OK, so do you take her to your nanny job when she is supposedly sick? How can your DH justify that??? If nothing else, tell him the other parents don't want to risk their child becoming ill!
For starters - you need a zero tolerance approach to her "illness". I learned this from my mother and practice it with my SCs.
In your case, you cannot possibly take her to the home of another child when she's ill (yes, we know she isn't really - but this entire strategy relies on you completely sympathising and committing to the idea that she is really, genuinely ILL!). So start there. Next time she's sick, you either can't look after her as you can't expose the other child, OR you have to lose the day's work.

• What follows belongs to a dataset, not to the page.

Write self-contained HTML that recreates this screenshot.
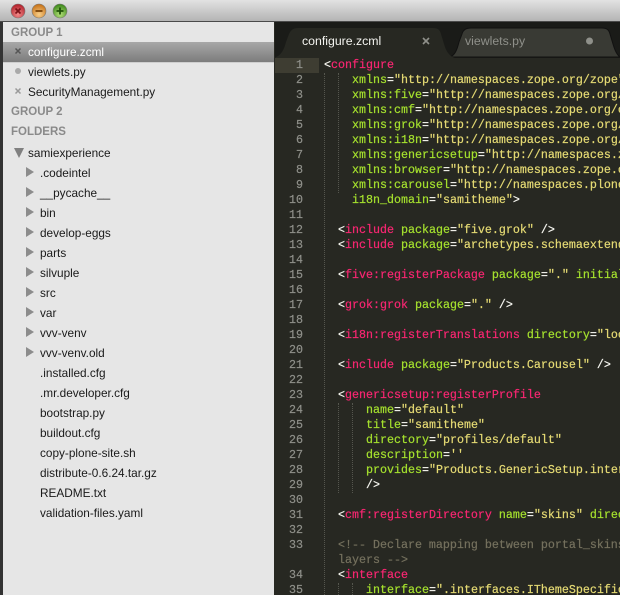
<!DOCTYPE html>
<html><head><meta charset="utf-8"><style>
html,body{margin:0;padding:0;background:#272822}
#r{position:relative;width:620px;height:595px;overflow:hidden;font-family:"Liberation Sans",sans-serif}
#r div{position:absolute}
.tb{left:0;top:0;width:620px;height:21px;background:linear-gradient(#e2e2e2,#b4b4b4);border-bottom:1px solid #4a4a4a}
.sb{left:3px;top:22px;width:271px;height:573px;background:#e6e6e6}
.h{left:11px;font-size:11.5px;font-weight:bold;color:#8a8a8a;line-height:14px}
.f{font-size:11.8px;color:#1a1a1a;line-height:14px;white-space:pre}
.sel{left:3px;top:42px;width:271px;height:20px;background:linear-gradient(#a8a8a8,#7c7c7c)}
.tabs{left:275px;top:22px;width:345px;height:36px;background:#1a1b18}
.gut{left:275px;width:28px;text-align:right;font:11.67px/15px "Liberation Mono",monospace;color:#8f908a;-webkit-text-stroke:.2px #8f908a}
.c{white-space:pre;font:11.67px/15px "Liberation Mono",monospace;color:#f8f8f2;-webkit-text-stroke:.2px}
.c i{font-style:normal}
.t{color:#f92672}.a{color:#a6e22e}.s{color:#e6db74}.m{color:#75715e}
.g{width:0;border-left:1px dotted #55564e}
</style></head><body><div id="r">
<div style="left:0;top:0;width:620px;height:595px;background:#272822"></div>
<div style="left:0;top:22px;width:3px;height:573px;background:#333"></div>
<div class="tb"></div>
<svg style="position:absolute;left:0;top:0" width="80" height="22">
<defs>
<radialGradient id="a1" cx=".5" cy=".75" r=".7"><stop offset="0" stop-color="#f28a8a"/><stop offset="1" stop-color="#b3222c"/></radialGradient>
<radialGradient id="a2" cx=".5" cy=".75" r=".7"><stop offset="0" stop-color="#f8cf8a"/><stop offset="1" stop-color="#c8741a"/></radialGradient>
<radialGradient id="a3" cx=".5" cy=".75" r=".7"><stop offset="0" stop-color="#b4e07a"/><stop offset="1" stop-color="#3f8a1c"/></radialGradient>
</defs>
<circle cx="18" cy="11" r="7" fill="url(#a1)" stroke="#777" stroke-width=".6"/>
<circle cx="39" cy="11" r="7" fill="url(#a2)" stroke="#777" stroke-width=".6"/>
<circle cx="60" cy="11" r="7" fill="url(#a3)" stroke="#777" stroke-width=".6"/>
<path d="M15.5 8.5l5 5M20.5 8.5l-5 5" stroke="#7a1218" stroke-width="1.6"/>
<path d="M35.5 11h7" stroke="#7a4308" stroke-width="1.8"/>
<path d="M56.5 11h7M60 7.500v7" stroke="#1f5208" stroke-width="1.8"/>
</svg>
<div class="sb"></div>
<div class="sel"></div>
<div style="left:3px;top:62px;width:271px;height:1px;background:#cfcfcf"></div>
<div class="h" style="top:26px">GROUP 1</div>
<div class="h" style="top:105px">GROUP 2</div>
<div class="h" style="top:125px">FOLDERS</div>
<svg style="position:absolute;left:0;top:0" width="60" height="360">
<path d="M15.500 48.500l5 5M20.500 48.500l-5 5" stroke="#555" stroke-width="1.5"/>
<circle cx="18" cy="71" r="3" fill="#aaa"/>
<path d="M15.500 88.500l5 5M20.500 88.500l-5 5" stroke="#999" stroke-width="1.5"/>
<path d="M14 148h10l-5 10z" fill="#808080"/>
<g fill="#8c8c8c">
<path d="M26 167v10l8-5z"/><path d="M26 187v10l8-5z"/><path d="M26 207v10l8-5z"/><path d="M26 227v10l8-5z"/>
<path d="M26 247v10l8-5z"/><path d="M26 267v10l8-5z"/><path d="M26 287v10l8-5z"/><path d="M26 307v10l8-5z"/>
<path d="M26 327v10l8-5z"/><path d="M26 347v10l8-5z"/>
</g>
</svg>
<div class="f" style="left:28px;top:45px;color:#fff">configure.zcml</div>
<div class="f" style="left:28px;top:65px">viewlets.py</div>
<div class="f" style="left:28px;top:85px">SecurityManagement.py</div>
<div class="f" style="left:28px;top:146px">samiexperience</div>
<div class="f" style="left:40px;top:166px">.codeintel</div>
<div class="f" style="left:40px;top:186px">__pycache__</div>
<div class="f" style="left:40px;top:206px">bin</div>
<div class="f" style="left:40px;top:226px">develop-eggs</div>
<div class="f" style="left:40px;top:246px">parts</div>
<div class="f" style="left:40px;top:266px">silvuple</div>
<div class="f" style="left:40px;top:286px">src</div>
<div class="f" style="left:40px;top:306px">var</div>
<div class="f" style="left:40px;top:326px">vvv-venv</div>
<div class="f" style="left:40px;top:346px">vvv-venv.old</div>
<div class="f" style="left:40px;top:366px">.installed.cfg</div>
<div class="f" style="left:40px;top:386px">.mr.developer.cfg</div>
<div class="f" style="left:40px;top:406px">bootstrap.py</div>
<div class="f" style="left:40px;top:426px">buildout.cfg</div>
<div class="f" style="left:40px;top:446px">copy-plone-site.sh</div>
<div class="f" style="left:40px;top:466px">distribute-0.6.24.tar.gz</div>
<div class="f" style="left:40px;top:486px">README.txt</div>
<div class="f" style="left:40px;top:506px">validation-files.yaml</div>

<div class="tabs"></div>
<svg style="position:absolute;left:275px;top:22px" width="345" height="36">
<path d="M175 35C180 33 182 28 184 20L187 12C188 8 191 6 196 6H327C332 6 334 8 335 12L338 22C340 29 342 33 345 35Z" fill="#393a34" stroke="#111" stroke-width="1"/>
<path d="M1 35C6 33 9 28 11 20L14 12C16 8 18 6 23 6H158C163 6 165 8 166 12L169 22C171 29 174 34 180 36H0Z" fill="#272822"/>
</svg>
<div style="left:302px;top:34px;font-size:12.3px;line-height:14px;color:#f4f4f0">configure.zcml</div>
<div style="left:465px;top:34px;font-size:12.300px;line-height:14px;color:#8f908a">viewlets.py</div>
<svg style="position:absolute;left:420px;top:35px" width="180" height="12">
<path d="M3 3l6 6M9 3l-6 6" stroke="#8f908a" stroke-width="1.6"/>
<circle cx="169.500" cy="6" r="3.500" fill="#8f908a"/>
</svg>
<div style="left:275px;top:58px;width:44px;height:15px;background:#3e3d32"></div>

<div class="g" style="left:324px;top:73px;height:522px"></div>
<div class="g" style="left:338px;top:73px;height:120px"></div>
<div class="g" style="left:338px;top:403px;height:90px"></div>
<div class="g" style="left:352px;top:403px;height:90px"></div>
<div class="g" style="left:338px;top:583px;height:12px"></div>
<div class="g" style="left:352px;top:583px;height:12px"></div>

<div class="gut" style="top:58px">1</div><div class="gut" style="top:73px">2</div><div class="gut" style="top:88px">3</div><div class="gut" style="top:103px">4</div><div class="gut" style="top:118px">5</div><div class="gut" style="top:133px">6</div><div class="gut" style="top:148px">7</div><div class="gut" style="top:163px">8</div><div class="gut" style="top:178px">9</div><div class="gut" style="top:193px">10</div><div class="gut" style="top:208px">11</div><div class="gut" style="top:223px">12</div><div class="gut" style="top:238px">13</div><div class="gut" style="top:253px">14</div><div class="gut" style="top:268px">15</div><div class="gut" style="top:283px">16</div><div class="gut" style="top:298px">17</div><div class="gut" style="top:313px">18</div><div class="gut" style="top:328px">19</div><div class="gut" style="top:343px">20</div><div class="gut" style="top:358px">21</div><div class="gut" style="top:373px">22</div><div class="gut" style="top:388px">23</div><div class="gut" style="top:403px">24</div><div class="gut" style="top:418px">25</div><div class="gut" style="top:433px">26</div><div class="gut" style="top:448px">27</div><div class="gut" style="top:463px">28</div><div class="gut" style="top:478px">29</div><div class="gut" style="top:493px">30</div><div class="gut" style="top:508px">31</div><div class="gut" style="top:523px">32</div><div class="gut" style="top:538px">33</div><div class="gut" style="top:568px">34</div><div class="gut" style="top:583px">35</div>

<div class="c" style="left:324px;top:58px">&lt;<i class="t">configure</i></div>
<div class="c" style="left:352px;top:73px"><i class="a">xmlns</i>=<i class="s">"http://namespaces.zope.org/zope"</i></div>
<div class="c" style="left:352px;top:88px"><i class="a">xmlns:five</i>=<i class="s">"http://namespaces.zope.org/five"</i></div>
<div class="c" style="left:352px;top:103px"><i class="a">xmlns:cmf</i>=<i class="s">"http://namespaces.zope.org/cmf"</i></div>
<div class="c" style="left:352px;top:118px"><i class="a">xmlns:grok</i>=<i class="s">"http://namespaces.zope.org/grok"</i></div>
<div class="c" style="left:352px;top:133px"><i class="a">xmlns:i18n</i>=<i class="s">"http://namespaces.zope.org/i18n"</i></div>
<div class="c" style="left:352px;top:148px"><i class="a">xmlns:genericsetup</i>=<i class="s">"http://namespaces.zope.org/genericsetup"</i></div>
<div class="c" style="left:352px;top:163px"><i class="a">xmlns:browser</i>=<i class="s">"http://namespaces.zope.org/browser"</i></div>
<div class="c" style="left:352px;top:178px"><i class="a">xmlns:carousel</i>=<i class="s">"http://namespaces.plone.org/carousel"</i></div>
<div class="c" style="left:352px;top:193px"><i class="a">i18n_domain</i>=<i class="s">"samitheme"</i>&gt;</div>
<div class="c" style="left:338px;top:223px">&lt;<i class="t">include</i> <i class="a">package</i>=<i class="s">"five.grok"</i> /&gt;</div>
<div class="c" style="left:338px;top:238px">&lt;<i class="t">include</i> <i class="a">package</i>=<i class="s">"archetypes.schemaextender"</i> /&gt;</div>
<div class="c" style="left:338px;top:268px">&lt;<i class="t">five:registerPackage</i> <i class="a">package</i>=<i class="s">"."</i> <i class="a">initialize</i>=<i class="s">".initialize"</i> /&gt;</div>
<div class="c" style="left:338px;top:298px">&lt;<i class="t">grok:grok</i> <i class="a">package</i>=<i class="s">"."</i> /&gt;</div>
<div class="c" style="left:338px;top:328px">&lt;<i class="t">i18n:registerTranslations</i> <i class="a">directory</i>=<i class="s">"locales"</i> /&gt;</div>
<div class="c" style="left:338px;top:358px">&lt;<i class="t">include</i> <i class="a">package</i>=<i class="s">"Products.Carousel"</i> /&gt;</div>
<div class="c" style="left:338px;top:388px">&lt;<i class="t">genericsetup:registerProfile</i></div>
<div class="c" style="left:366px;top:403px"><i class="a">name</i>=<i class="s">"default"</i></div>
<div class="c" style="left:366px;top:418px"><i class="a">title</i>=<i class="s">"samitheme"</i></div>
<div class="c" style="left:366px;top:433px"><i class="a">directory</i>=<i class="s">"profiles/default"</i></div>
<div class="c" style="left:366px;top:448px"><i class="a">description</i>=<i class="s">''</i></div>
<div class="c" style="left:366px;top:463px"><i class="a">provides</i>=<i class="s">"Products.GenericSetup.interfaces.EXTENSION"</i></div>
<div class="c" style="left:366px;top:478px">/&gt;</div>
<div class="c" style="left:338px;top:508px">&lt;<i class="t">cmf:registerDirectory</i> <i class="a">name</i>=<i class="s">"skins"</i> <i class="a">directory</i>=<i class="s">"skins"</i> /&gt;</div>
<div class="c m" style="left:338px;top:538px">&lt;!-- Declare mapping between portal_skins</div>
<div class="c m" style="left:338px;top:553px">layers --&gt;</div>
<div class="c" style="left:338px;top:568px">&lt;<i class="t">interface</i></div>
<div class="c" style="left:366px;top:583px"><i class="a">interface</i>=<i class="s">".interfaces.IThemeSpecific"</i></div>
</div></body></html>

Next, she needs rest, of course. Lots of uninterrupted, telly-free, unstiulating REST. Talking on the phone will just keep her from her rest, so probably best to remove it for her own good. Reading a nice book is fine, unless she's complaining of headaches, in which case a semi-darkened room is quite nice.
Food. She should have soup and toast, perhaps, unless it is a severe stomach illness, in which case perhaps some dry crackers.
Obviously you don't want a relapse the following week, so it is advisable to talk to her mum and make sure that all weekend social plans or taxing activities are cancelled. (As her mum is onto her as well, this shouldn't be too hard.)
You say you tried this last week - good - keep it up and never backslide. Going to school has to be the more attractive option.
If there is something at school she does not want to face on Thursdays, she might actually fess up and tell you that. But if not - well, you can't help that and you can't indulge this behaviour.
Don't put up with threats from your DH over this, either!!! If he doesn't like you takingher in to school late - tough! He's not there, is he??? I would think it were absolutely worth the row. He's the one taking the piss, and you are ending up with all the hassle - plus setting up very bad behaviours as DSD becomes a teenager (trust me on this, please!).
(I also have a DH who lets DSD play sick and it is very annoying - but nothing like the degree you have described here! And I'm not left as the caregiver when she's malingering!)